Three members of a Hindu forum, charged with sedition earlier in November, were ordered to be freed on technical grounds by a judge on Monday, a day after police used tear gas to break up a rally by over 10,000 ethnic Indians in support of a USD 4 trillion lawsuit brought by the group blaming Britain for their economic woes.
The three men, founders of the non-government organisation Hindu Rights Action Force or Hindraf, were given a 'discharge not amounting to acquittal' by sessions court judge Zunaidah Idris after prosecutors failed to obtain a copy of their speeches in Tamil, the language in which they had allegedly uttered the seditious words.
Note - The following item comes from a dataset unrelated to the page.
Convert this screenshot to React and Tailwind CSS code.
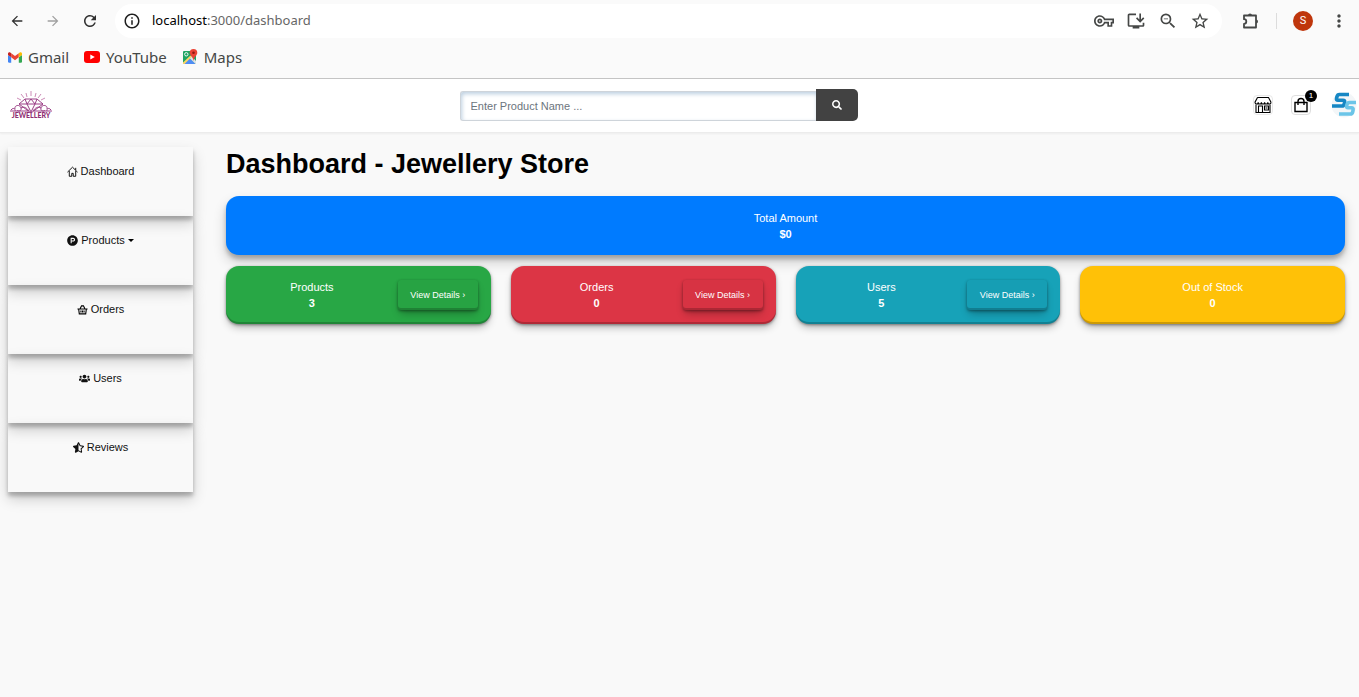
import {
  MdArrowBack,
  MdArrowForward,
  MdRefresh,
  MdInfoOutline,
  MdOutlineVpnKey,
  MdOutlineInstallDesktop,
  MdZoomOut,
  MdStarOutline,
  MdMoreVert,
} from "react-icons/md";
import { FaProductHunt, FaStarHalfAlt, FaSearch, FaUsers } from "react-icons/fa";

function GmailIcon() {
  return (
    <svg viewBox="0 0 24 18" className="h-[11px] w-[14px]" aria-hidden="true">
      <path d="M0 3v13.4C0 17.300.7 18 1.600 18H5.500V8.700L0 4.600z" fill="#4285f4" />
      <path d="M18.500 8.700V18h3.900c.9 0 1.600-.7 1.600-1.600V4.600z" fill="#34a853" />
      <path d="M5.500 8.700V1.600L12 6.500l6.500-4.900v7.100L12 13.600z" fill="#ea4335" />
      <path d="M18.500 1.600v7.100L24 4.600V2.500c0-2-2.300-3.200-3.900-2z" fill="#fbbc04" />
      <path d="M0 2.500v2.100l5.500 4.100V1.600L3.900.5C2.300-.7 0 .5 0 2.500z" fill="#c5221f" />
    </svg>
  );
}

function YouTubeIcon() {
  return (
    <svg viewBox="0 0 16 12" className="h-3 w-4" aria-hidden="true">
      <rect width="16" height="12" rx="3" fill="#f00" />
      <path d="M6.300 3.400v5.200L10.800 6z" fill="#fff" />
    </svg>
  );
}

function MapsIcon() {
  return (
    <svg viewBox="0 0 16 16" className="size-4" aria-hidden="true">
      <rect x="1" y="2" width="13" height="13" rx="1" fill="#1fa463" />
      <path d="M1.500 15L7.500 9l6 6z" fill="#4f8df5" />
      <path d="M7.500 9l2-2L14 12v3h-.5z" fill="#dfe3e8" />
      <path d="M1 13.500L8.500 6.500l1.200 1.200L2.500 15H1z" fill="#fdd663" />
      <circle cx="4.300" cy="5.300" r="1.700" fill="none" stroke="#fff" strokeWidth=".9" />
      <path d="M11.500 0A3.800 3.800 0 0 0 7.700 3.800c0 2.800 3.300 3.800 3.600 7.700h.4c.3-3.900 3.600-4.900 3.600-7.700A3.800 3.800 0 0 0 11.500 0z" fill="#ea4335" />
      <circle cx="11.500" cy="3.700" r="1.300" fill="#8b1a12" />
    </svg>
  );
}

function PuzzleIcon() {
  return (
    <svg viewBox="0 0 20 20" className="size-5" aria-hidden="true">
      <path d="M4 4.500h12v12H4v-3.700a2.300 2.300 0 0 0 0-4.600z" fill="none" stroke="currentColor" strokeWidth="1.800" strokeLinejoin="round" />
      <path d="M8 4.500a2 2 0 0 1 4 0zM16 8.500a2 2 0 0 1 0 4z" fill="currentColor" />
    </svg>
  );
}

function JewelleryLogo() {
  return (
    <svg viewBox="0 0 44 30" className="h-[30px] w-11" aria-hidden="true">
      <g fill="none" stroke="#bf6fa5" strokeWidth=".8">
        <path d="M22 1v5M17 3l1 4M27 3l-1 4M12 4l3 4M32 4l-3 4M8 8l4 2M36 8l-4 2" />
      </g>
      <g fill="none" stroke="#9b3f86" strokeWidth="1">
        <path d="M16 9h12l6 5-12 9-12-9zM10 14h24M16 9l2 5 4 8 4-8 2-5M18 14l4-5 4 5" />
        <path d="M2 20c2-3 5-1 4 1M6 19c-1-4 5-5 6-1 1 3-3 4-4 2M12 18c3-2 6 0 8 3M1 21h18" />
        <path d="M42 20c-2-3-5-1-4 1M38 19c1-4-5-5-6-1-1 3 3 4 4 2M32 18c-3-2-6 0-8 3M43 21H25" />
      </g>
      <text x="22" y="28" textAnchor="middle" fontSize="7" fontWeight="900" fill="#8f2f72" className="font-['Lato',sans-serif]">
        JEWELLERY
      </text>
    </svg>
  );
}

function ShopIcon() {
  return (
    <svg viewBox="0 0 18 18" className="size-[18px]" fill="none" stroke="#000" strokeWidth="1.100" aria-hidden="true">
      <path d="M3.500 1.500h11l2.500 4.700M3.500 1.500L1 6.200c0 2.400 3.200 2.400 3.200 0 0 2.400 3.200 2.400 3.200 0 0 2.400 3.200 2.400 3.200 0 0 2.400 3.200 2.400 3.200 0 0 2.400 3.200 2.400 3.200 0" />
      <path d="M2 8.500v8h14v-8M4.500 16.500V10h4v6.500M10.500 10h4v4h-4zM11.500 12h2" />
    </svg>
  );
}

function BagIcon() {
  return (
    <svg viewBox="0 0 18 18" className="size-[18px]" fill="none" stroke="#000" strokeWidth="1.400" aria-hidden="true">
      <path d="M3 6.500h12v9H3zM6 9V5.500a3 3 0 0 1 6 0V9" />
    </svg>
  );
}

function AccountLogo() {
  return (
    <svg viewBox="0 0 26 28" className="h-7 w-[26px]" aria-hidden="true">
      <circle cx="13" cy="14" r="12.500" fill="#f3f6f8" />
      <g fill="none" strokeLinejoin="round" strokeWidth="3.600">
        <path d="M18 3.500H8.500q-2 0-2.500 2l-.5 2q-.3 1.700 1.400 1.700H12q2 0 1.600 2l-.3 1.800q-.5 2-2.300 2H1" stroke="#1687c4" />
        <path d="M25 11.500h-6.500q-2 0-2.500 2l-.4 1.600q-.3 1.700 1.400 1.700h3.500q2 0 1.600 2l-.4 2.200q-.5 2-2.400 2H8" stroke="#6cc5e8" />
      </g>
    </svg>
  );
}

function HomeIcon({ className }) {
  return (
    <svg viewBox="0 0 12 12" className={className} fill="none" stroke="#000" strokeWidth="1" aria-hidden="true">
      <path d="M.5 6.700L6 1.300l5.500 5.400M2.500 5.500v5.700h2.700V8h1.600v3.200h2.700V5.500M9.500 4.500V2" />
    </svg>
  );
}

function BasketIcon({ className }) {
  return (
    <svg viewBox="0 0 12 12" className={className} fill="none" stroke="#000" strokeWidth="1.200" aria-hidden="true">
      <path d="M.5 5.500h11M3.500 5L5 2h2l1.500 3M1.800 5.500l.7 5.300h7l.7-5.300" />
      <path d="M4.300 7v2.300M6 7v2.300M7.700 7v2.300" />
    </svg>
  );
}

const bookmarks = [
  { label: "Gmail", Icon: GmailIcon },
  { label: "YouTube", Icon: YouTubeIcon },
  { label: "Maps", Icon: MapsIcon },
];

const addressActions = [
  { label: "Manage passwords", Icon: MdOutlineVpnKey },
  { label: "Install app", Icon: MdOutlineInstallDesktop },
  { label: "Zoom", Icon: MdZoomOut },
  { label: "Bookmark this page", Icon: MdStarOutline },
];

const menu = [
  { label: "Dashboard", Icon: HomeIcon },
  { label: "Products", Icon: FaProductHunt, dropdown: true },
  { label: "Orders", Icon: BasketIcon },
  { label: "Users", Icon: FaUsers },
  { label: "Reviews", Icon: FaStarHalfAlt },
];

const stats = [
  { label: "Products", value: "3", color: "bg-[#28a745]", details: true },
  { label: "Orders", value: "0", color: "bg-[#dc3545]", details: true },
  { label: "Users", value: "5", color: "bg-[#17a2b8]", details: true },
  { label: "Out of Stock", value: "0", color: "bg-[#ffc107]", details: false },
];

function BrowserBar() {
  return (
    <div className="border-b border-[#c4c4c4] bg-[#fafafa] pb-[6px] font-['Noto_Sans','Open_Sans',sans-serif] text-[#454746]">
      <div className="flex h-[42px] items-center">
        <div className="flex w-[115px] items-center gap-5 pl-[9px]">
          <button type="button" aria-label="Back" className="text-[#303030]"><MdArrowBack className="size-4" /></button>
          <button type="button" aria-label="Forward" className="text-[#a0a0a0]"><MdArrowForward className="size-4" /></button>
          <button type="button" aria-label="Reload" className="text-[#303030]"><MdRefresh className="size-[18px]" /></button>
        </div>
        <div className="flex h-[34px] flex-1 items-center rounded-full bg-white pr-3 pl-2">
          <button type="button" aria-label="Site information" className="text-[#1f1f1f]"><MdInfoOutline className="size-[18px]" /></button>
          <p className="ml-[11px] flex-1 text-[13px] text-[#666]">
            <span className="text-black">localhost</span>:3000/dashboard
          </p>
          <div className="flex items-center gap-3">
            {addressActions.map(({ label, Icon }) => (
              <button key={label} type="button" aria-label={label}><Icon className="size-5" /></button>
            ))}
          </div>
        </div>
        <div className="flex items-center pr-[10px] pl-[18px]">
          <button type="button" aria-label="Extensions"><PuzzleIcon /></button>
          <span className="mr-4 ml-4 h-4 w-px bg-[#dcdcdc]" />
          <button type="button" aria-label="Profile" className="mr-4 flex size-5 items-center justify-center rounded-full bg-[#bf360c] font-['Roboto',sans-serif] text-[11px] text-white">S</button>
          <button type="button" aria-label="Browser menu"><MdMoreVert className="size-5" /></button>
        </div>
      </div>
      <nav aria-label="Bookmarks" className="flex h-[30px] items-center gap-[15px] px-2">
        {bookmarks.map(({ label, Icon }) => (
          <a key={label} href="#" className="flex items-center gap-[6px] text-[15px] leading-5">
            <Icon />
            {label}
          </a>
        ))}
      </nav>
    </div>
  );
}

function StoreHeader() {
  return (
    <header className="flex h-[54px] items-center justify-between border-b border-[#ececec] bg-white pb-px shadow-[0_1px_2px_rgba(0,0,0,0.05)]">
      <a href="#" aria-label="Jewellery home" className="w-16 pl-[9px]"><JewelleryLogo /></a>
      <form className="flex w-[398px] items-end" onSubmit={(e) => e.preventDefault()}>
        <input
          type="text"
          aria-label="Product name"
          placeholder="Enter Product Name ..."
          className="h-[30px] min-w-0 flex-1 rounded-l-[3px] border border-r-0 border-[#ced4da] bg-white px-[10px] text-[11px] shadow-[inset_1px_2px_4px_#bccfe0] outline-none placeholder:text-[#6c757d]"
        />
        <button type="submit" aria-label="Search" className="flex h-8 w-[42px] items-center justify-center rounded-r-[5px] bg-[#424242] text-white">
          <FaSearch className="size-[10px]" />
        </button>
      </form>
      <div className="flex items-center pr-[2px]">
        <a href="#" aria-label="Shop" className="rounded-sm border border-[#e8e8e8]"><ShopIcon /></a>
        <a href="#" aria-label="Cart" className="relative ml-[18px] rounded-sm border border-[#dedede]">
          <BagIcon />
          <span className="absolute -top-[6px] -right-[7px] flex size-3 items-center justify-center rounded-full bg-black text-[8px] text-white">1</span>
        </a>
        <a href="#" aria-label="Account" className="ml-5"><AccountLogo /></a>
      </div>
    </header>
  );
}

function Sidebar() {
  return (
    <nav aria-label="Admin" className="w-[185px] shrink-0">
      <ul>
        {menu.map(({ label, Icon, dropdown }) => (
          <li key={label} className="h-[69px] pt-4 shadow-[0_7px_13px_rgba(0,0,0,0.19),0_4px_4px_rgba(0,0,0,0.23)]">
            <a href="#" className="flex items-center justify-center gap-[3px] text-[11px] leading-4 text-[#111]">
              <Icon className="size-[11px]" />
              {label}
              {dropdown && <span className="border-x-[3px] border-t-[3px] border-x-transparent border-t-black" />}
            </a>
          </li>
        ))}
      </ul>
    </nav>
  );
}

export default function App() {
  return (
    <div className="min-h-screen bg-[#f9f9f9] font-['Liberation_Sans',Arial,sans-serif]">
      <BrowserBar />
      <StoreHeader />
      <div className="flex gap-[33px] pt-[14px] pr-[14px] pl-2">
        <Sidebar />
        <main className="min-w-0 flex-1">
          <h1 className="text-[27px] leading-[34px] font-bold text-black">Dashboard - Jewellery Store</h1>
          <section className="mt-[15px] rounded-[13px] bg-[#007bff] pt-[14px] pb-[13px] text-center text-[11px] leading-4 text-white shadow-[0_7px_13px_rgba(0,0,0,0.19),0_4px_4px_rgba(0,0,0,0.23)]">
            <p>Total Amount</p>
            <p className="font-bold">$0</p>
          </section>
          <div className="mt-[11px] grid grid-cols-4 gap-5">
            {stats.map(({ label, value, color, details }) => (
              <section
                key={label}
                className={`flex items-center rounded-[13px] py-[13px] text-[11px] leading-4 text-white shadow-[0_1px_3px_rgba(0,0,0,0.4),0_5px_9px_-2px_rgba(0,0,0,0.3),inset_0_-2px_0_rgba(0,0,0,0.2)] ${color}`}
              >
                <div className="flex-1 text-center">
                  <p>{label}</p>
                  <p className="font-bold">{value}</p>
                </div>
                {details && (
                  <button type="button" className="mr-[13px] h-[30px] w-20 rounded-[3px] bg-black/2 text-[9px] shadow-[0_1px_3px_rgba(0,0,0,0.4),0_5px_9px_-2px_rgba(0,0,0,0.3),inset_0_-2px_0_rgba(0,0,0,0.2)]">
                    View Details ›
                  </button>
                )}
              </section>
            ))}
          </div>
        </main>
      </div>
    </div>
  );
}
The three can be re-arrested later. "They charged us for sedition when we spoke the truth," P Uthayakumar, one of those freed, said outside the court. The three were arrested on Friday and charged under the Sedition Act for their speech on November 16.
Sedition is punishable by three years in prison and a fine in Malaysia. The biggest demonstration by ethnic Indians in Malaysia in years, held on Sunday on a call by Hindraf, was quelled by police using tear gas and water cannons. Some 10,000 people gathered in the downtown city to protest what they called the marginalisation of the community.
The activists wanted to hand over a memorandum signed by thousands of ethnic Indians demanding Queen Elizabeth II [ Images ] to appoint her counsel to represent them in a class action suit against the British government for bringing Indians to the then Malaya as 'indentured labourers"' and exploiting them.
The suit claimed that the community was facing discrimination and marginalisation to this day, an allegation denied by the Malaysian government.
Malaysiakini, an independent news web site, said, 'The suit sought a declaration that the Reid Commission Report 1957 failed to incorporate the rights of the Indian community when independence was granted, resulting in discrimination and marginalisation to this day.'
The government had declared Sunday's rally, during which police also detained over 240 activists, as 'illegal'. The group gave up its decision to hand over the memorandum after police blocked the roads leading to the British High Commission.
Ethnic Indians make up eight per cent of the population, and some feel that they have been marginalised. The government says there were equal opportunities for all communities in this multi-ethnic country.
"Sunday's event was unprecedented and so we will not give up and continue with our struggle," Uthayakumar said before entering the court for the hearing. Some 300 of Hindraf's supporters had gathered outside. "Indian Malaysians have very long been marginalised. There has been inequality in job opportunities and education and in many other areas and Sunday's protest were significant because they were mostly youths and even women who turned up to demand change," he added.
The other two Hindraf activists freed were V Ganapathy Rao and Uthayakumar's brother P Waytha Moorthy. Meanwhile, the president of the Malaysian Indian Congress S Samy Vellu urged the people to use existing forums to voice out problems and not resort to street protests.